Brief: The material below should be written out in full and exactly; pictures stay out of the copy.

========

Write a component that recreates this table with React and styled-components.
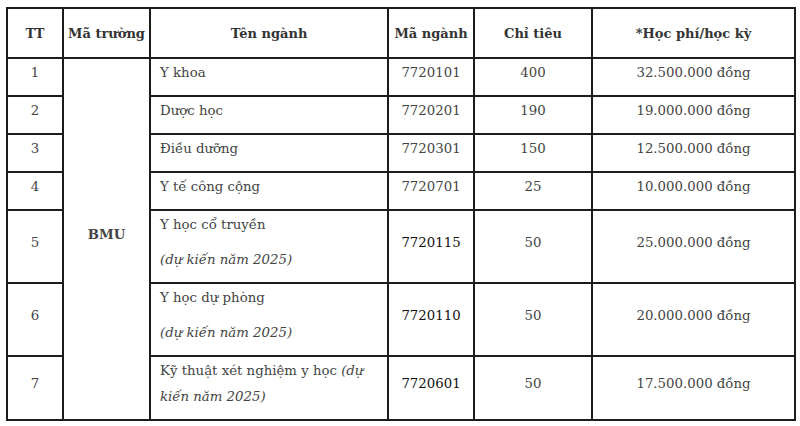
import React from "react";
import styled, { createGlobalStyle } from "styled-components";

const GlobalStyle = createGlobalStyle`
  body {
    margin: 0;
    background: #fff;
    font-family: "DejaVu Serif", "Liberation Serif", serif;
  }
`;

const Wrapper = styled.div`
  padding: 7px 6px;
`;

const Table = styled.table`
  width: 788px;
  border-collapse: collapse;
  table-layout: fixed;
  font-size: 13.3px;
  color: #444;
`;

const Th = styled.th`
  border: 2px solid #1c1c1c;
  height: 48px;
  padding: 0 2px;
  font-size: 13px;
  font-weight: 700;
  color: #333;
  text-align: center;
  vertical-align: middle;
  white-space: nowrap;
`;

const Td = styled.td`
  border: 2px solid #1c1c1c;
  padding: 1px 9px 0;
  text-align: ${(props) => props.$align || "center"};
  vertical-align: middle;
  font-weight: ${(props) => (props.$bold ? 700 : 400)};
  color: ${(props) => (props.$dark ? "#111" : "#444")};
`;

const P = styled.p`
  margin: 0 0 9px;
  line-height: 26px;
`;

const Note = styled.em`
  font-style: italic;
`;

const rows = [
  { tt: 1, name: ["Y khoa"], code: "7720101", quota: 400, fee: "32.500.000 đồng" },
  { tt: 2, name: ["Dược học"], code: "7720201", quota: 190, fee: "19.000.000 đồng" },
  { tt: 3, name: ["Điều dưỡng"], code: "7720301", quota: 150, fee: "12.500.000 đồng" },
  { tt: 4, name: ["Y tế công cộng"], code: "7720701", quota: 25, fee: "10.000.000 đồng" },
  {
    tt: 5,
    name: ["Y học cổ truyền", <Note>(dự kiến năm 2025)</Note>],
    code: "7720115",
    quota: 50,
    fee: "25.000.000 đồng",
    dark: true,
  },
  {
    tt: 6,
    name: ["Y học dự phòng", <Note>(dự kiến năm 2025)</Note>],
    code: "7720110",
    quota: 50,
    fee: "20.000.000 đồng",
    dark: true,
  },
  {
    tt: 7,
    name: [
      <>
        Kỹ thuật xét nghiệm y học <Note>(dự kiến năm 2025)</Note>
      </>,
    ],
    code: "7720601",
    quota: 50,
    fee: "17.500.000 đồng",
    dark: true,
  },
];

const App = () => {
  return (
    <Wrapper>
      <GlobalStyle />
      <Table>
        <colgroup>
          <col style={{ width: 56 }} />
          <col style={{ width: 87 }} />
          <col style={{ width: 238 }} />
          <col style={{ width: 86 }} />
          <col style={{ width: 118 }} />
          <col style={{ width: 203 }} />
        </colgroup>
        <thead>
          <tr>
            <Th>TT</Th>
            <Th>Mã trường</Th>
            <Th>Tên ngành</Th>
            <Th>Mã ngành</Th>
            <Th>Chỉ tiêu</Th>
            <Th>*Học phí/học kỳ</Th>
          </tr>
        </thead>
        <tbody>
          {rows.map((row, i) => (
            <tr key={row.tt}>
              <Td>
                <P>{row.tt}</P>
              </Td>
              {i === 0 && (
                <Td rowSpan={rows.length} $bold>
                  <P>BMU</P>
                </Td>
              )}
              <Td $align="left">
                {row.name.map((line, j) => (
                  <P key={j}>{line}</P>
                ))}
              </Td>
              <Td $dark={row.dark}>
                <P>{row.code}</P>
              </Td>
              <Td>
                <P>{row.quota}</P>
              </Td>
              <Td>
                <P>{row.fee}</P>
              </Td>
            </tr>
          ))}
        </tbody>
      </Table>
    </Wrapper>
  );
};

export default App;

========

Task solution:
Write a component that recreates this table with React and styled-components.
import React from "react";
import styled, { createGlobalStyle } from "styled-components";

const GlobalStyle = createGlobalStyle`
  body {
    margin: 0;
    background: #fff;
    font-family: "DejaVu Serif", "Liberation Serif", serif;
  }
`;

const Wrapper = styled.div`
  padding: 7px 6px;
`;

const Table = styled.table`
  width: 788px;
  border-collapse: collapse;
  table-layout: fixed;
  font-size: 13.3px;
  color: #444;
`;

const Th = styled.th`
  border: 2px solid #1c1c1c;
  height: 48px;
  padding: 0 2px;
  font-size: 13px;
  font-weight: 700;
  color: #333;
  text-align: center;
  vertical-align: middle;
  white-space: nowrap;
`;

const Td = styled.td`
  border: 2px solid #1c1c1c;
  padding: 1px 9px 0;
  text-align: ${(props) => props.$align || "center"};
  vertical-align: middle;
  font-weight: ${(props) => (props.$bold ? 700 : 400)};
  color: ${(props) => (props.$dark ? "#111" : "#444")};
`;

const P = styled.p`
  margin: 0 0 9px;
  line-height: 26px;
`;

const Note = styled.em`
  font-style: italic;
`;

const rows = [
  { tt: 1, name: ["Y khoa"], code: "7720101", quota: 400, fee: "32.500.000 đồng" },
  { tt: 2, name: ["Dược học"], code: "7720201", quota: 190, fee: "19.000.000 đồng" },
  { tt: 3, name: ["Điều dưỡng"], code: "7720301", quota: 150, fee: "12.500.000 đồng" },
  { tt: 4, name: ["Y tế công cộng"], code: "7720701", quota: 25, fee: "10.000.000 đồng" },
  {
    tt: 5,
    name: ["Y học cổ truyền", <Note>(dự kiến năm 2025)</Note>],
    code: "7720115",
    quota: 50,
    fee: "25.000.000 đồng",
    dark: true,
  },
  {
    tt: 6,
    name: ["Y học dự phòng", <Note>(dự kiến năm 2025)</Note>],
    code: "7720110",
    quota: 50,
    fee: "20.000.000 đồng",
    dark: true,
  },
  {
    tt: 7,
    name: [
      <>
        Kỹ thuật xét nghiệm y học <Note>(dự kiến năm 2025)</Note>
      </>,
    ],
    code: "7720601",
    quota: 50,
    fee: "17.500.000 đồng",
    dark: true,
  },
];

const App = () => {
  return (
    <Wrapper>
      <GlobalStyle />
      <Table>
        <colgroup>
          <col style={{ width: 56 }} />
          <col style={{ width: 87 }} />
          <col style={{ width: 238 }} />
          <col style={{ width: 86 }} />
          <col style={{ width: 118 }} />
          <col style={{ width: 203 }} />
        </colgroup>
        <thead>
          <tr>
            <Th>TT</Th>
            <Th>Mã trường</Th>
            <Th>Tên ngành</Th>
            <Th>Mã ngành</Th>
            <Th>Chỉ tiêu</Th>
            <Th>*Học phí/học kỳ</Th>
          </tr>
        </thead>
        <tbody>
          {rows.map((row, i) => (
            <tr key={row.tt}>
              <Td>
                <P>{row.tt}</P>
              </Td>
              {i === 0 && (
                <Td rowSpan={rows.length} $bold>
                  <P>BMU</P>
                </Td>
              )}
              <Td $align="left">
                {row.name.map((line, j) => (
                  <P key={j}>{line}</P>
                ))}
              </Td>
              <Td $dark={row.dark}>
                <P>{row.code}</P>
              </Td>
              <Td>
                <P>{row.quota}</P>
              </Td>
              <Td>
                <P>{row.fee}</P>
              </Td>
            </tr>
          ))}
        </tbody>
      </Table>
    </Wrapper>
  );
};

export default App;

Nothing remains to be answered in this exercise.